The Players in the Productivity Space: Analyzing Employee Monitoring Market Share

The global Employee Monitoring Solution Market Share is a highly fragmented and dynamic landscape, with hundreds of vendors competing for a piece of this rapidly growing pie. There is no single dominant player with a majority share; instead, the market is populated by several distinct categories of companies, each with a different focus and go-to-market strategy. The first category consists of pure-play, dedicated employee monitoring specialists, who offer deep, feature-rich solutions focused squarely on tracking and analytics. The second group is made up of insider threat management and data loss prevention (DLP) vendors, who approach monitoring from a pure cybersecurity perspective. A third and increasingly influential category includes workforce management and HR technology platforms that are adding monitoring features to their broader suite of tools. Market share is often determined by the vendor's target market (SMB vs. enterprise), their deployment model (cloud vs. on-premise), and their philosophical approach (productivity focus vs. security focus).
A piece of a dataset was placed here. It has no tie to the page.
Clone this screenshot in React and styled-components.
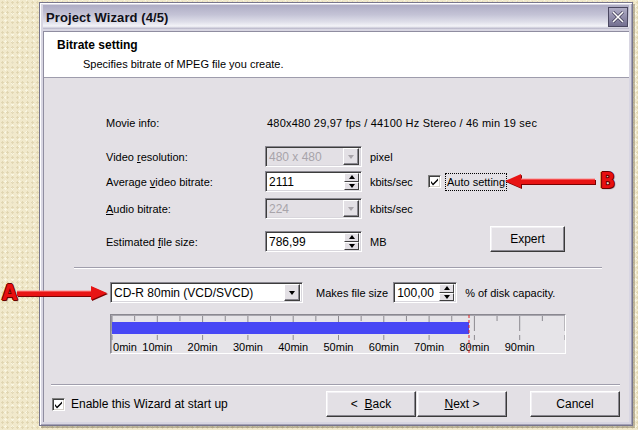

The Pure-Play Monitoring Specialists

A significant portion of the market share, particularly in the mid-market, is held by a group of vendors who specialize exclusively in employee monitoring and time tracking software. Companies like ActivTrak, Teramind, and Hubstaff are prominent examples in this space. Their primary competitive advantage is their deep focus on this specific problem. They offer a comprehensive suite of monitoring features, from application and website tracking to detailed productivity reports and analytics. They compete on the user-friendliness of their dashboards, the depth of their reporting capabilities, and the flexibility of their configuration options. These pure-play vendors have often been the quickest to adapt to the remote work trend, positioning themselves as tools for managing distributed team productivity. They capture market share by offering a powerful, purpose-built solution that provides immediate visibility into workforce activity for managers who are new to leading remote teams. Their go-to-market strategy is often direct-to-business via online marketing, targeting team leads and business owners.

The Security-Focused Vendors (Insider Threat and DLP)

Another major segment of the market is controlled by vendors who come from a cybersecurity background and position their solutions primarily as tools for insider threat management and data loss prevention (DLP). Companies like Proofpoint, Forcepoint, and the User and Entity Behavior Analytics (UEBA) features within larger security platforms (like Splunk or Microsoft Sentinel) fall into this category. For these vendors, employee monitoring is a means to a security end. Their focus is less on measuring productivity and more on detecting high-risk behavior. Their platforms are designed to identify anomalies, such as an employee trying to access unauthorized data, exfiltrate sensitive files, or exhibit behavior consistent with a compromised account. These solutions are typically sold to the Chief Information Security Officer (CISO) and the security team, not to HR or line managers. They command a significant share of the large enterprise market, particularly in highly regulated and data-sensitive industries like finance, healthcare, and government, where the cost of a data breach is astronomical.

The Workforce Management and HR Platform Players

A third and increasingly important group vying for market share consists of the broader workforce management and HR technology providers. This includes time and attendance software companies, project management platforms, and even some communication tools. These platforms may not offer the intrusive, screen-recording capabilities of the pure-play surveillance tools, but they are adding features that provide insights into employee activity and productivity. For example, a project management tool might track the time spent on specific tasks, or a communications platform like Microsoft Teams provides status indicators and analytics on user engagement. The advantage of these players is that they are already deeply embedded in a company's daily workflow. For many businesses, the productivity data provided by these existing platforms may be "good enough," reducing the need to purchase a separate, dedicated monitoring tool. Microsoft, with its Viva Insights platform, is a powerful example of this trend, offering privacy-respecting productivity analytics as part of the broader Microsoft 365 ecosystem, which represents a major competitive force.